The piece at the top of the page is the one hung in the Plymouth County Museum, the one that stopped me last week when I walked through. It's a bit more formalized, a little less abstract maybe, less spirited; but that the artist didn't know something about Oscar Howe seems impossible.
That's okay. I wasn't judging her. The text beneath the painting said it was done by a woman named Marjorie Doornink, who titled her work Black Elk's Dream.
To me, it was joy, not because the painting was so unique, but because a woman with a name like "Doornink"--perfectly Euro-American--had taken the time to think about and then create her own interpretation of the vital dream at the heart of a famous book titled Black Elk Speaks, the memoir of a very religious Lakota man.
That a woman named Marjorie Doornink cared that much about Black Elks's dream just thrilled me.
Later, I found her obit. There's nothing in it to suggest Native blood or to hint at her being taken with Indian lore or life. She was born in 1925, died in 2018, loved painting and music, graduated from Westmar College, was a much-loved member of LeMars Bible Church, where she and her husband, Wallace, often sang duets. Somehow, this Marjorie simply looks like someone who would care about Black Elk's dream.
Marjorie Doornink could have taken a course in art or painting from an artist named Oscar Howe, who taught art and drawing for years just across the Big Sioux River at the University of South Dakota. She may have known him. Then again, maybe she simply admired the man's work.
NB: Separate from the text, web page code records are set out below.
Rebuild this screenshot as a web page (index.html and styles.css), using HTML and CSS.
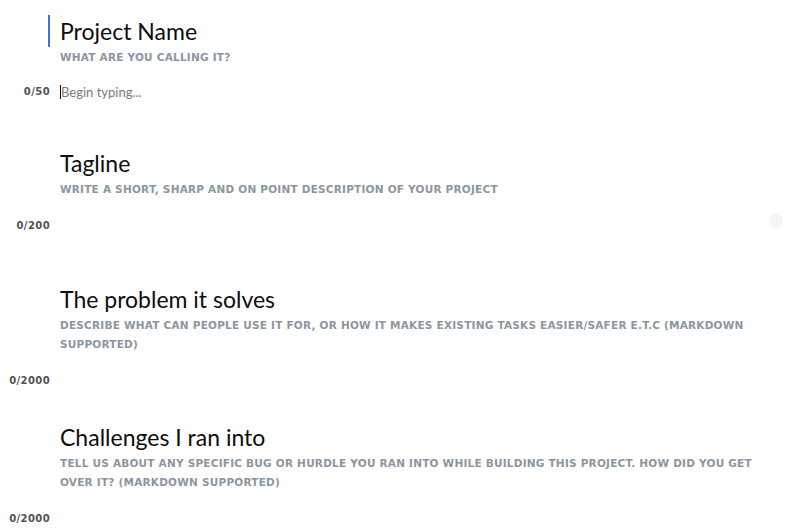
FILE: index.html
```html
<!DOCTYPE html>
<html lang="en">
<head>
<meta charset="utf-8">
<title>Project form</title>
<link rel="stylesheet" href="styles.css">
</head>
<body>
<main class="form">
  <section class="field field--active field--input">
    <h2 class="field-title">Project Name</h2>
    <p class="field-hint">What are you calling it?</p>
    <div class="field-row">
      <span class="counter">0/50</span>
      <div class="entry"><span class="caret"></span><span class="placeholder">Begin typing...</span></div>
    </div>
  </section>
  <section class="field field--tagline">
    <h2 class="field-title">Tagline</h2>
    <p class="field-hint">Write a short, sharp and on point description of your project</p>
    <div class="field-row">
      <span class="counter">0/200</span>
      <div class="entry"><span class="spinner"></span></div>
    </div>
  </section>
  <section class="field field--problem">
    <h2 class="field-title">The problem it solves</h2>
    <p class="field-hint">Describe what can people use it for, or how it makes existing tasks easier/safer e.t.c (Markdown supported)</p>
    <div class="field-row">
      <span class="counter">0/2000</span>
      <div class="entry"></div>
    </div>
  </section>
  <section class="field field--challenges">
    <h2 class="field-title">Challenges I ran into</h2>
    <p class="field-hint">Tell us about any specific bug or hurdle you ran into while building this project. How did you get over it? (Markdown supported)</p>
    <div class="field-row">
      <span class="counter">0/2000</span>
      <div class="entry"></div>
    </div>
  </section>
</main>
</body>
</html>
```

FILE: styles.css
```css
* { box-sizing: border-box; }

html, body {
  margin: 0;
  padding: 0;
  background: #ffffff;
}

body {
  font-family: "Lato", "Open Sans", sans-serif;
  color: #0d0d0d;
}

.form {
  padding: 15px 24px 0 8px;
  display: flex;
  flex-direction: column;
}

.field {
  display: grid;
  grid-template-columns: 42px 1fr;
  column-gap: 10px;
}

.field--input { padding-bottom: 45px; }
.field--tagline { padding-bottom: 47px; }
.field--problem { padding-bottom: 30px; }
.field--challenges { padding-bottom: 10px; }

.field-title {
  grid-column: 2;
  margin: 0;
  font-family: "Lato", sans-serif;
  font-weight: 400;
  font-size: 23px;
  line-height: 32px;
  color: #0d0d0d;
  position: relative;
}

.field--active .field-title::before {
  content: "";
  position: absolute;
  left: -12px;
  top: 0;
  width: 2px;
  height: 32px;
  background: #3b6ff0;
}

.field-hint {
  grid-column: 2;
  margin: 1px 0 0;
  font-family: "DejaVu Sans", sans-serif;
  font-weight: 700;
  font-size: 10.5px;
  line-height: 19px;
  letter-spacing: 0.22px;
  text-transform: uppercase;
  color: #8c96a0;
}

.field-row {
  grid-column: 1 / -1;
  display: grid;
  grid-template-columns: 42px 1fr;
  column-gap: 10px;
  align-items: center;
  margin-top: 17px;
  height: 20px;
}

.field--input .field-row {
  margin-top: 15px;
}

.counter {
  text-align: right;
  font-family: "DejaVu Sans", sans-serif;
  font-weight: 700;
  font-size: 10px;
  letter-spacing: 0.4px;
  line-height: 20px;
  color: #4d535a;
  white-space: nowrap;
}

.entry {
  display: flex;
  align-items: center;
  height: 20px;
  line-height: 20px;
  font-size: 13px;
}

.caret {
  width: 1px;
  height: 14px;
  background: #111;
}

.placeholder {
  color: #7a7a7a;
  font-family: "Lato", sans-serif;
  font-size: 13px;
}

.spinner {
  margin-left: auto;
  margin-right: -6px;
  margin-top: -10px;
  width: 15px;
  height: 15px;
  border-radius: 50%;
  background: #f6f6f6;
}
```
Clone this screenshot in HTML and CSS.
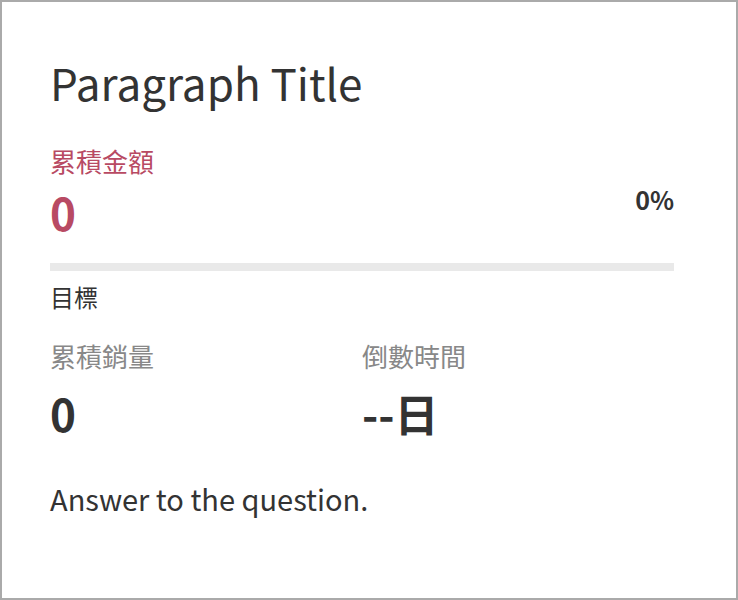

I don't care. What happened in the Plymouth County Museum last week when I walked through and saw a big square painting titled Black Elk's Dream, by a woman named Marjorie Doornink, was thrilling, a little lesson in caring, if such lessons can ever be "little."
It's a big painting, hard to miss. There's other things worth seeing at the museum. You should stop by sometime when you've got an hour or so to lose. You just might win. I did.